IMF director welcome the government’s “plans to introduce market based property taxes, strengthen revenue administration, contain the public sector wage bill, limit transfers to state owned enterprises, and rationalize spending on goods and service” according to the notice.
“They may have agreed to do something about the taxes on households but you don’t know to what extent. It seems to be in relation to getting it at market value for the tax on homes,” Eustace said.
“And when you talk about expenditure overall, there are a number of areas where you can have restraint in relation to expenditure but these have not been identified in a specific way,” he further stated.
He said the options open to the government in this regard are freezing wages, cutting staff, or a combination of both.
“But I have no way of knowing what the government has agreed to. … We just need to see the actual agreement in terms of what has actually been agreed,” he said.

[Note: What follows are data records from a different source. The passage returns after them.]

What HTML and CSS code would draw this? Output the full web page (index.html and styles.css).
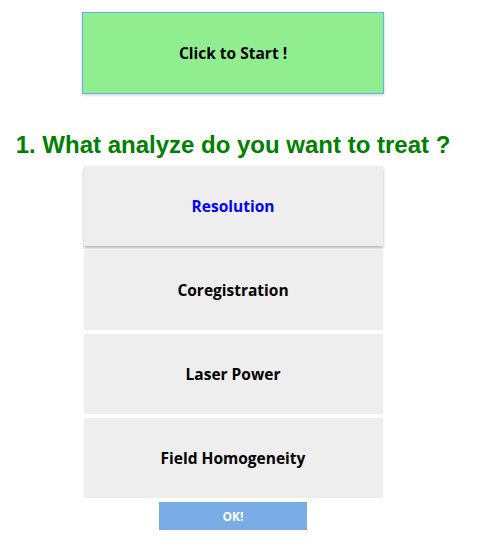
FILE: index.html
```html
<!DOCTYPE html>
<html>
<head>
<meta charset="utf-8">
<link rel="stylesheet" href="styles.css">
</head>
<body>
<main class="page">
  <button class="start">Click to Start !</button>
  <h1 class="title">1. What analyze do you want to treat ?</h1>
  <div class="options">
    <div class="option selected">Resolution</div>
    <div class="option">Coregistration</div>
    <div class="option">Laser Power</div>
    <div class="option">Field Homogeneity</div>
  </div>
  <button class="ok">OK!</button>
</main>
</body>
</html>
```
FILE: styles.css
```css
html, body {
  margin: 0;
  padding: 0;
  background: #ffffff;
}
.page {
  width: 466px;
  display: flex;
  flex-direction: column;
  align-items: center;
  padding-top: 12px;
  font-family: "Open Sans", sans-serif;
}
.start {
  box-sizing: border-box;
  width: 302px;
  height: 82px;
  background: #90ee90;
  border: 1px solid #69aef5;
  box-shadow: 0 1px 3px rgba(0,0,0,0.2);
  font-family: "Open Sans", sans-serif;
  font-weight: 700;
  font-size: 15.5px;
  color: #000;
  margin: 0;
  padding: 0;
}
.title {
  margin: 36px 0 7px;
  font-family: "Liberation Sans", Arial, sans-serif;
  font-weight: 700;
  font-size: 24px;
  color: #008000;
  line-height: 29px;
}
.options {
  display: flex;
  flex-direction: column;
  gap: 4px;
  width: 299px;
}
.option {
  height: 80px;
  background: #eeeeee;
  display: flex;
  align-items: center;
  justify-content: center;
  font-weight: 700;
  font-size: 15.5px;
  color: #000;
}
.option.selected {
  color: #0000ff;
  box-shadow: 0 2px 3px rgba(0,0,0,0.3);
}
.ok {
  width: 148px;
  height: 28px;
  margin-top: 4px;
  background: #7aade5;
  border: none;
  color: #fff;
  font-family: "Open Sans", sans-serif;
  font-weight: 700;
  font-size: 12px;
  padding: 0;
}
```
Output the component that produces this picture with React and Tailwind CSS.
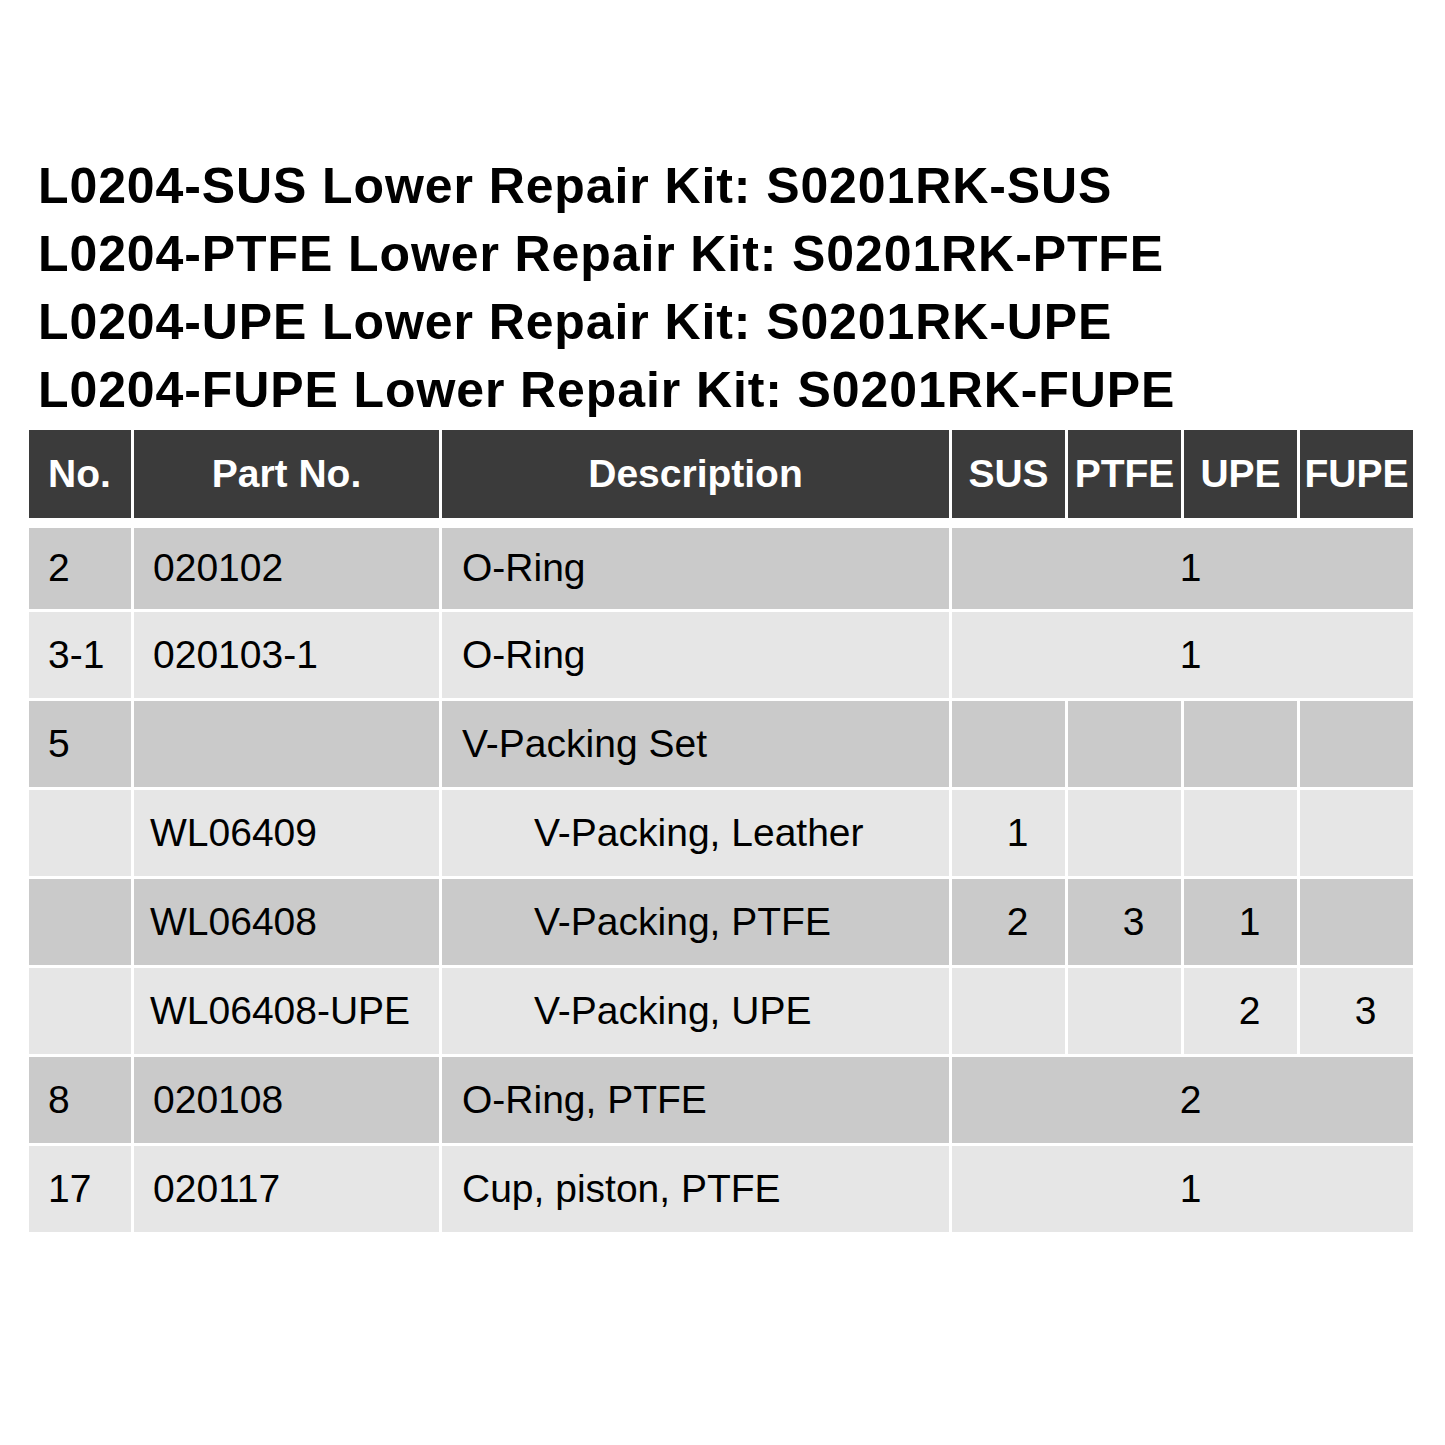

“I expect they will want some fairly tough measures from us in terms of expenditure control and other possible avenues of raising revenue. It will be in the report itself but they also made a statement there, which suggests to me that they don’t think things have gone far enough – whatever has been agreed,” Eustace said.
He, however, stated that one cannot read the statement “and get definitively what has been agreed to.
“All this is the press release for the board meeting. The appraisal report done by the staff will have all the details,” he said.
“I have an idea what is behind some of them but I need to see what has been agreed. In the end, what is implemented is what government has agreed to. But I read into it, from what is there, that they are not satisfied that the government has not gone as far as they would like them to,” he said.
Eustace promised further elaboration tomorrow, saying “one needs to get more information on what has been agreed to.
“They just give you the topic heads. That does not give you any detailed information as to what has been agreed so far. … That is simply a release from the board of directors and one can surmise as to what may be included under some of those subjects but one does not have the detail until one sees the document,” he said.
The IMF has said that the local economy has been adversely affected by two natural disasters in the past year, in addition to the impacts of the global slowdown and higher commodity prices.
“As a result, real GDP has contracted and public sector debt has risen,” the IFM Executive Board said in an assessment of the local economy this week.
The international body is therefore projecting that the local economy will register negative growth for a fourth year of consecutive year, a projection that contradict the 0.4 per cent growth forecast by the Eastern Caribbean Central Bank (ECCB) and the 0.8 per cent the government expects.